## TASK INSTRUCTIONS
Identify all lines below that hold "React" and collect them.

## COLLECTED DATA
==========

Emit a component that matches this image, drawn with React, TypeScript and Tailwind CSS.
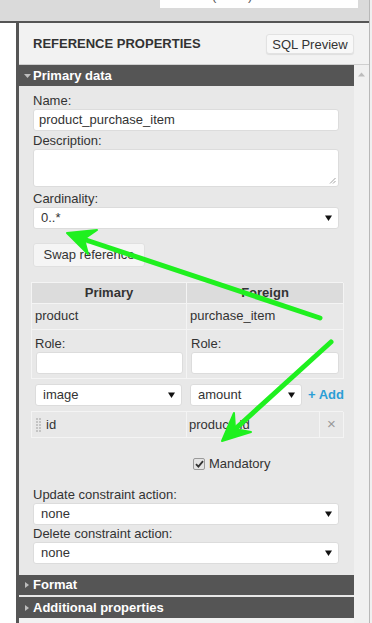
import React from "react";

const Caret = () => (
  <svg width="7" height="6" viewBox="0 0 7 6" className="shrink-0">
    <path d="M0 0.5h7L3.5 6z" fill="#111" />
  </svg>
);

const Select = ({ value, className = "" }: { value: string; className?: string }) => (
  <div
    className={
      "flex h-[22px] shrink-0 items-center justify-between rounded-[3px] border border-[#dcdcdc] bg-white pl-[7px] pr-[6px] " +
      className
    }
  >
    <span>{value}</span>
    <Caret />
  </div>
);

const Label = ({ children, className = "" }: { children: React.ReactNode; className?: string }) => (
  <div className={"h-[16px] leading-[16px] " + className}>{children}</div>
);

const Input = ({ value = "", className = "" }: { value?: string; className?: string }) => (
  <div
    className={
      "flex h-[22px] items-center rounded-[3px] border border-[#dcdcdc] bg-white px-[5px] " + className
    }
  >
    {value}
  </div>
);

const Bar = ({ title, open }: { title: string; open?: boolean }) => (
  <div className="flex h-[20px] items-center bg-[#555] font-bold text-white">
    <span className="flex w-[14px] justify-center pl-[2px]">
      {open ? (
        <svg width="7" height="4" viewBox="0 0 7 4">
          <path d="M0 0h7L3.5 4z" fill="#bdbdbd" />
        </svg>
      ) : (
        <svg width="4" height="6" viewBox="0 0 4 6">
          <path d="M0 0v6L4 3z" fill="#bdbdbd" />
        </svg>
      )}
    </span>
    <span>{title}</span>
  </div>
);

const cell = "border-r border-b border-[#f4f4f4]";

export default function App() {
  return (
    <div className="relative h-[623px] w-[372px] overflow-hidden bg-[#f0f0f0] font-['Liberation_Sans',Arial,sans-serif] text-[13px] text-[#333]">
      <div className="flex h-full">
        <div className="flex w-[369px] flex-col">
          {/* top strip, the field above is scrolled mostly out of view */}
          <div className="h-[21px] bg-[#dadada]">
            <div className="ml-[160px] h-[8px] w-[198px] overflow-hidden bg-white">
              <div className="-mt-[11px] whitespace-nowrap pl-[52px] leading-[14px] text-[#555]">(varch)</div>
            </div>
          </div>
          <div className="h-[2px] bg-[#555]" />
          <div className="flex flex-1">
            <div className="w-[16px] bg-white" />
            <div className="w-[3px] bg-[#555]" />
            <div className="flex flex-1 flex-col bg-[#f2f2f2]">
              {/* header */}
              <div className="flex h-[42px] items-center justify-between border-b border-[#cfcfcf] pl-[14px] pr-[15px]">
                <span className="font-bold">REFERENCE PROPERTIES</span>
                <button className="h-[20px] w-[88px] rounded-[3px] border border-[#e2e2e2] bg-[#f8f8f8] text-[13px] shadow-[0_1px_1px_rgba(0,0,0,0.08)]">
                  SQL Preview
                </button>
              </div>
              <div className="flex flex-1">
                <div className="w-[335px]">
                  <div className="h-[21px] [&>div]:h-[21px]">
                    <Bar title="Primary data" open />
                  </div>
                  <div className="bg-[#e8e8e8] px-[14px] pb-[11px] pt-[7px]">
                    <Label>Name:</Label>
                    <Input value="product_purchase_item" className="w-[306px]" />
                    <Label className="mt-[2px]">Description:</Label>
                    <div className="relative h-[38px] w-[306px] rounded-[3px] border border-[#dcdcdc] bg-white">
                      <svg width="7" height="7" viewBox="0 0 7 7" className="absolute bottom-[2px] right-[2px]">
                        <path d="M1 6.5L6.5 1M4 6.5L6.5 4" stroke="#888" strokeWidth="0.8" />
                      </svg>
                    </div>
                    <Label className="mt-[4px]">Cardinality:</Label>
                    <Select value="0..*" className="w-[306px]" />
                    <button className="mt-[14px] flex h-[24px] w-[112px] items-center justify-center rounded-[3px] border border-[#e0e0e0] bg-[#f5f5f5] text-[13px]">
                      Swap reference
                    </button>

                    {/* table */}
                    <div className="-ml-[2px] mt-[15px] w-[312px] border-l border-t border-[#f4f4f4]">
                      <div className="grid h-[20px] grid-cols-[155px_157px] bg-[#dcdcdc] font-bold">
                        <div className={cell + " flex items-center justify-center"}>Primary</div>
                        <div className={cell + " flex items-center justify-center"}>Foreign</div>
                      </div>
                      <div className="grid h-[27px] grid-cols-[155px_157px]">
                        <div className={cell + " flex items-center pl-[3px]"}>product</div>
                        <div className={cell + " flex items-center pl-[3px]"}>purchase_item</div>
                      </div>
                      <div className="grid h-[49px] grid-cols-[155px_157px]">
                        <div className={cell + " pl-[3px] pr-[4px] pt-[6px]"}>
                          <Label>Role:</Label>
                          <Input className="ml-[1px] w-[147px]" />
                        </div>
                        <div className={cell + " pl-[4px] pr-[4px] pt-[6px]"}>
                          <Label>Role:</Label>
                          <Input className="w-[148px]" />
                        </div>
                      </div>
                    </div>
                    <div className="-ml-[2px] flex h-[32px] w-[312px] items-center">
                      <Select value="image" className="ml-[4px] w-[147px]" />
                      <Select value="amount" className="ml-[8px] w-[112px]" />
                      <span className="ml-[6px] shrink-0 whitespace-nowrap font-bold text-[#2b9ed6]">+ Add</span>
                    </div>
                    <div className="-ml-[2px] grid h-[27px] w-[312px] grid-cols-[155px_133px_24px] border-l border-t border-[#f4f4f4]">
                      <div className={cell + " flex items-center pl-[4px]"}>
                        <span className="grid grid-cols-[2px_2px] gap-x-[1px] gap-y-[1px]">
                          {Array.from({ length: 10 }).map((_, i) => (
                            <span key={i} className="h-[2px] w-[2px] bg-[#c4c4c4]" />
                          ))}
                        </span>
                        <span className="ml-[5px]">id</span>
                      </div>
                      <div className={cell + " flex items-center pl-[2px]"}>product_id</div>
                      <div className={cell + " flex items-center justify-center text-[15px] text-[#999]"}>×</div>
                    </div>

                    <div className="-ml-[2px] mt-[16px] grid h-[16px] w-[312px] grid-cols-[155px_157px]">
                      <div />
                      <div className="flex items-center pl-[7px]">
                        <span className="flex h-[12px] w-[12px] items-center justify-center rounded-[2px] border border-[#9a9a9a] bg-[#e4e4e4]">
                          <svg width="9" height="8" viewBox="0 0 9 8">
                            <path d="M1 4.2L3.4 6.6L8 1.2" stroke="#333" strokeWidth="1.8" fill="none" />
                          </svg>
                        </span>
                        <span className="ml-[4px]">Mandatory</span>
                      </div>
                    </div>

                    <Label className="mt-[17px]">Update constraint action:</Label>
                    <Select value="none" className="w-[306px]" />
                    <Label className="mt-[1px]">Delete constraint action:</Label>
                    <Select value="none" className="w-[306px]" />
                  </div>
                  <Bar title="Format" />
                  <div className="h-[2px] bg-[#e8e8e8]" />
                  <div className="[&>div]:h-[21px]">
                    <Bar title="Additional properties" />
                  </div>
                </div>
                <div className="w-[15px] bg-[#f0f0f0] pt-[7px]">
                  <svg width="15" height="5" viewBox="0 0 15 5">
                    <path d="M4 4.5h7L7.5 0.5z" fill="#bcbcbc" />
                  </svg>
                </div>
              </div>
            </div>
          </div>
        </div>
        <div className="w-px bg-[#b8b8b8]" />
        <div className="flex-1 bg-[#f0f0f0]" />
      </div>

      {/* annotation arrows */}
      <svg className="pointer-events-none absolute left-0 top-0" width="372" height="623" viewBox="0 0 372 623">
        <g fill="#1ff01f" stroke="#1ff01f" strokeLinecap="round" strokeLinejoin="round">
          <line x1="320" y1="318" x2="80" y2="238" strokeWidth="5" />
          <path d="M67 233L97 230L84 239L88 254z" strokeWidth="2" />
          <line x1="331" y1="342" x2="233" y2="431" strokeWidth="5" />
          <path d="M222 441L251 432L235 429L234 413z" strokeWidth="2" />
        </g>
      </svg>
    </div>
  );
}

==========

## OUTPUT FOR THIS EXERCISE
Emit a component that matches this image, drawn with React, TypeScript and Tailwind CSS.
import React from "react";
const Label = ({ children, className = "" }: { children: React.ReactNode; className?: string }) => (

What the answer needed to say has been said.